Hand motion prediction - Part 2
In this post, we will convert the target variable to binary class and compare the results to the multi class models in the previous post. The binary class have motion state and steady state. Let's build classification models.
ROC curve is one of the good metrics to measure the performance of models. Each point in the ROC curve represents different thresholds of models. AUC (Area Under Curve) and F1 score that we calculated for multi class are also good metrics to evaluate the models.
AUC calculation
gbt : 0.903
xgbt : 0.896
ada : 0.86
dt : 0.763
edt : 0.9
rf : 0.892
knn : 0.877
lr : 0.848
svc : 0.864
nb : 0.81
We got higher F1 scores than those from multi class models as we expected. If we build models separately only for rest and hold, and only for stroke, preparation, and retraction, we might have better predictions. Even with binary models, there are still misclassification. If we separate the data twice; motion vs rest, and then categorize the motion and the rest into different phases, we might be able to increase F1 score.
We have total 32 features, and some features are more relevant to target variable and some are less relevant. Tree models such as decision trees, random forests, gradient boosting, extra trees, and etc. have an attribute, 'feature_importances_', that shows what features are more significant to predict target variable. The first two rows in a plot below shows the feature importance for binary models, and the bottom two rows are for multi class models. The first two columns. 'sv_rh' and 'sv_rw' represent the scalar velocity of right hand and scalar velocity of right wrist, respectively. And the third column represents the vectorial velocity of right wrist in y direction. We can assume that the three participants used their right hands and wrists more in a certain direction, therefore, the three features show the strongest importance to predict the target variable. The features that start with 'va' are the vectorial acceleration in x, y, or z directions, and they show the least correlations to target variable.
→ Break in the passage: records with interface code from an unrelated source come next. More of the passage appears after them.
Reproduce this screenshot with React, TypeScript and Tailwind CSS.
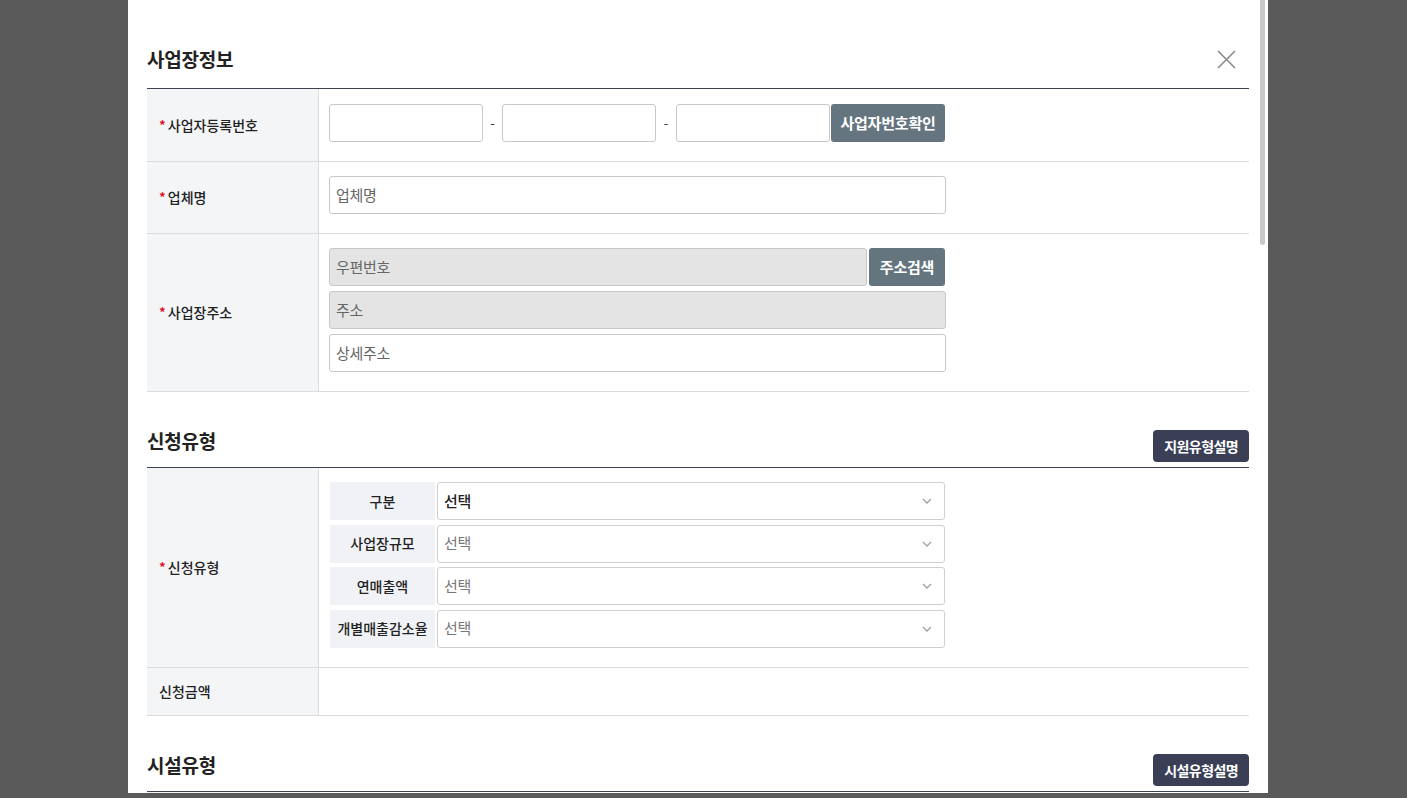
import React from "react";

const font = { fontFamily: '"Noto Sans CJK KR", "Noto Sans", sans-serif' };

function Req() {
  return <span className="text-[#e60012] mr-[2px]">*</span>;
}

function Label({ children, req = true }: { children: React.ReactNode; req?: boolean }) {
  return (
    <div className="w-[172px] shrink-0 bg-[#f4f5f7] border-r border-[#dcdcdc] flex items-center pl-[12px] text-[14px] font-medium text-[#222] tracking-[0px]">
      {req && <Req />}
      {children}
    </div>
  );
}

function Input({ w, placeholder, disabled }: { w: string; placeholder?: string; disabled?: boolean }) {
  return (
    <div
      className={`${w} h-[38px] rounded-[3px] border border-[#c8c8c8] flex items-center pl-[6px] text-[15px] text-[#666] tracking-[-0.3px] ${
        disabled ? "bg-[#e4e4e4]" : "bg-white"
      }`}
    >
      {placeholder}
    </div>
  );
}

function Chevron() {
  return (
    <svg width="10" height="6" viewBox="0 0 10 6" className="mr-[12px]">
      <path d="M1 1 L5 5 L9 1" fill="none" stroke="#a0a0a0" strokeWidth="1.3" />
    </svg>
  );
}

function SelectRow({ label, dark }: { label: string; dark?: boolean }) {
  return (
    <div className="flex gap-[2px] h-[38px]">
      <div className="w-[105px] bg-[#f0f2f6] flex items-center justify-center text-[14px] font-medium text-[#222] tracking-[0px]">
        {label}
      </div>
      <div className="w-[508px] rounded-[3px] border border-[#cfcfcf] bg-white flex items-center justify-between pl-[6px]">
        <span className={`text-[15px] tracking-[-0.3px] ${dark ? "text-[#222] font-medium" : "text-[#777]"}`}>선택</span>
        <Chevron />
      </div>
    </div>
  );
}

function SectionHead({ title, button }: { title: string; button?: string }) {
  return (
    <div className="h-[76px] flex items-end justify-between border-b border-[#3c4250]">
      <div className="text-[19px] font-bold text-[#222] tracking-[-0.2px] leading-none mb-[17px]">{title}</div>
      {button && (
        <div className="h-[32px] px-[11px] rounded-[4px] bg-[#3a3f56] text-white text-[14px] font-bold tracking-[-0.6px] flex items-center mb-[5px]">
          {button}
        </div>
      )}
    </div>
  );
}

export default function App() {
  return (
    <div className="w-[1407px] h-[798px] bg-[#5a5a5a] overflow-hidden" style={font}>
      <div className="relative ml-[128px] w-[1140px] h-[793px] bg-white overflow-hidden">
        {/* scrollbar */}
        <div className="absolute right-[3px] top-0 w-[5px] h-[245px] rounded-b-[3px] bg-[#c9c9c9]" />
        {/* close */}
        <svg className="absolute left-[1089px] top-[50px]" width="19" height="19" viewBox="0 0 19 19">
          <path d="M1 1 L18 18 M18 1 L1 18" stroke="#8a8a8a" strokeWidth="1.6" />
        </svg>

        <div className="pl-[19px] w-[1121px] flex flex-col">
          {/* Section 1 */}
          <div className="h-[89px] flex items-end border-b border-[#3c4250]">
            <div className="text-[19px] font-bold text-[#222] tracking-[-0.2px] leading-none mb-[20px]">사업장정보</div>
          </div>

          <div className="flex h-[73px] border-b border-[#dcdcdc]">
            <Label>사업자등록번호</Label>
            <div className="flex-1 pl-[10px] pt-[15px] flex items-start">
              <Input w="w-[154px]" />
              <div className="w-[19px] h-[38px] flex items-center justify-center text-[13px] text-[#333]">-</div>
              <Input w="w-[154px]" />
              <div className="w-[20px] h-[38px] flex items-center justify-center text-[13px] text-[#333]">-</div>
              <Input w="w-[154px]" />
              <div className="ml-[1px] h-[38px] w-[114px] rounded-[3px] bg-[#65757f] text-white text-[15px] font-bold tracking-[-0.2px] flex items-center justify-center">
                사업자번호확인
              </div>
            </div>
          </div>

          <div className="flex h-[72px] border-b border-[#dcdcdc]">
            <Label>업체명</Label>
            <div className="flex-1 pl-[10px] pt-[14px]">
              <Input w="w-[617px]" placeholder="업체명" />
            </div>
          </div>

          <div className="flex h-[158px] border-b border-[#dcdcdc]">
            <Label>사업장주소</Label>
            <div className="flex-1 pl-[10px] pt-[14px] flex flex-col gap-[5px]">
              <div className="flex gap-[2px]">
                <Input w="w-[538px]" placeholder="우편번호" disabled />
                <div className="h-[38px] w-[76px] rounded-[3px] bg-[#65757f] text-white text-[15px] font-bold tracking-[-0.2px] flex items-center justify-center">
                  주소검색
                </div>
              </div>
              <Input w="w-[617px]" placeholder="주소" disabled />
              <Input w="w-[617px]" placeholder="상세주소" />
            </div>
          </div>

          {/* Section 2 */}
          <SectionHead title="신청유형" button="지원유형설명" />
          <div className="flex h-[200px] border-b border-[#dcdcdc]">
            <Label>신청유형</Label>
            <div className="flex-1 pl-[11px] pt-[14px] flex flex-col gap-[4.5px]">
              <SelectRow label="구분" dark />
              <SelectRow label="사업장규모" />
              <SelectRow label="연매출액" />
              <SelectRow label="개별매출감소율" />
            </div>
          </div>
          <div className="flex h-[48px] border-b border-[#dcdcdc]">
            <Label req={false}>신청금액</Label>
            <div className="flex-1" />
          </div>

          {/* Section 3 */}
          <SectionHead title="시설유형" button="시설유형설명" />
          <div className="flex h-[40px]">
            <div className="w-[172px] bg-[#f4f5f7] border-r border-[#dcdcdc]" />
          </div>
        </div>
      </div>
    </div>
  );
}
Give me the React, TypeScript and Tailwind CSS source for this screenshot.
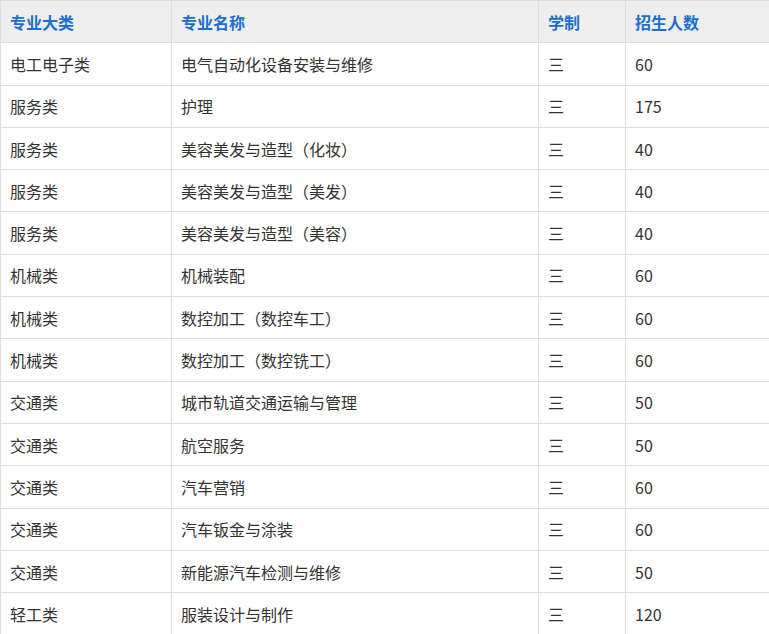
const rows: [string, string, string, string][] = [
  ["电工电子类", "电气自动化设备安装与维修", "三", "60"],
  ["服务类", "护理", "三", "175"],
  ["服务类", "美容美发与造型（化妆）", "三", "40"],
  ["服务类", "美容美发与造型（美发）", "三", "40"],
  ["服务类", "美容美发与造型（美容）", "三", "40"],
  ["机械类", "机械装配", "三", "60"],
  ["机械类", "数控加工（数控车工）", "三", "60"],
  ["机械类", "数控加工（数控铣工）", "三", "60"],
  ["交通类", "城市轨道交通运输与管理", "三", "50"],
  ["交通类", "航空服务", "三", "50"],
  ["交通类", "汽车营销", "三", "60"],
  ["交通类", "汽车钣金与涂装", "三", "60"],
  ["交通类", "新能源汽车检测与维修", "三", "50"],
  ["轻工类", "服装设计与制作", "三", "120"],
];
const font = { fontFamily: '"Noto Sans CJK SC", "Liberation Sans", sans-serif' };
export default function App() {
  const cell = "border border-[#dddddd] pl-[9px] h-[42.3px] align-middle";
  return (
    <div className="w-[769px] h-[634px] overflow-hidden bg-white" style={font}>
      <table className="w-[770px] border-collapse text-[16px] text-[#333333] table-fixed">
        <colgroup>
          <col className="w-[171px]" />
          <col className="w-[367px]" />
          <col className="w-[87px]" />
          <col className="w-[145px]" />
        </colgroup>
        <thead>
          <tr className="bg-[#eeeeee] text-[#1b6fd1] font-bold">
            {["专业大类", "专业名称", "学制", "招生人数"].map((h) => (
              <td key={h} className={cell}>{h}</td>
            ))}
          </tr>
        </thead>
        <tbody>
          {rows.map((r, i) => (
            <tr key={i}>
              {r.map((c, j) => (
                <td key={j} className={cell}>{c}</td>
              ))}
            </tr>
          ))}
        </tbody>
      </table>
    </div>
  );
}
You can play with feature reduction by excluding or minimizing the less relevant features and how it will change the results. Another methods you can try is an ensemble modeling. We already built 10 classification models, and you can take averages of probabilities of prediction from 10 models and have final prediction, or vote for the prediction with 10 models that if 7 models predicted as 1, you decide the final prediction as 1. You can also play with thresholds. According to your focus on precision or recall, you can set threshold as 0.7, and so if the average of probabilities is greater than 0.7, it returns 1, and if it is less than 0.7, it returns 0. It worth to try different techniques if your main goal is to optimize your model for the best prediction.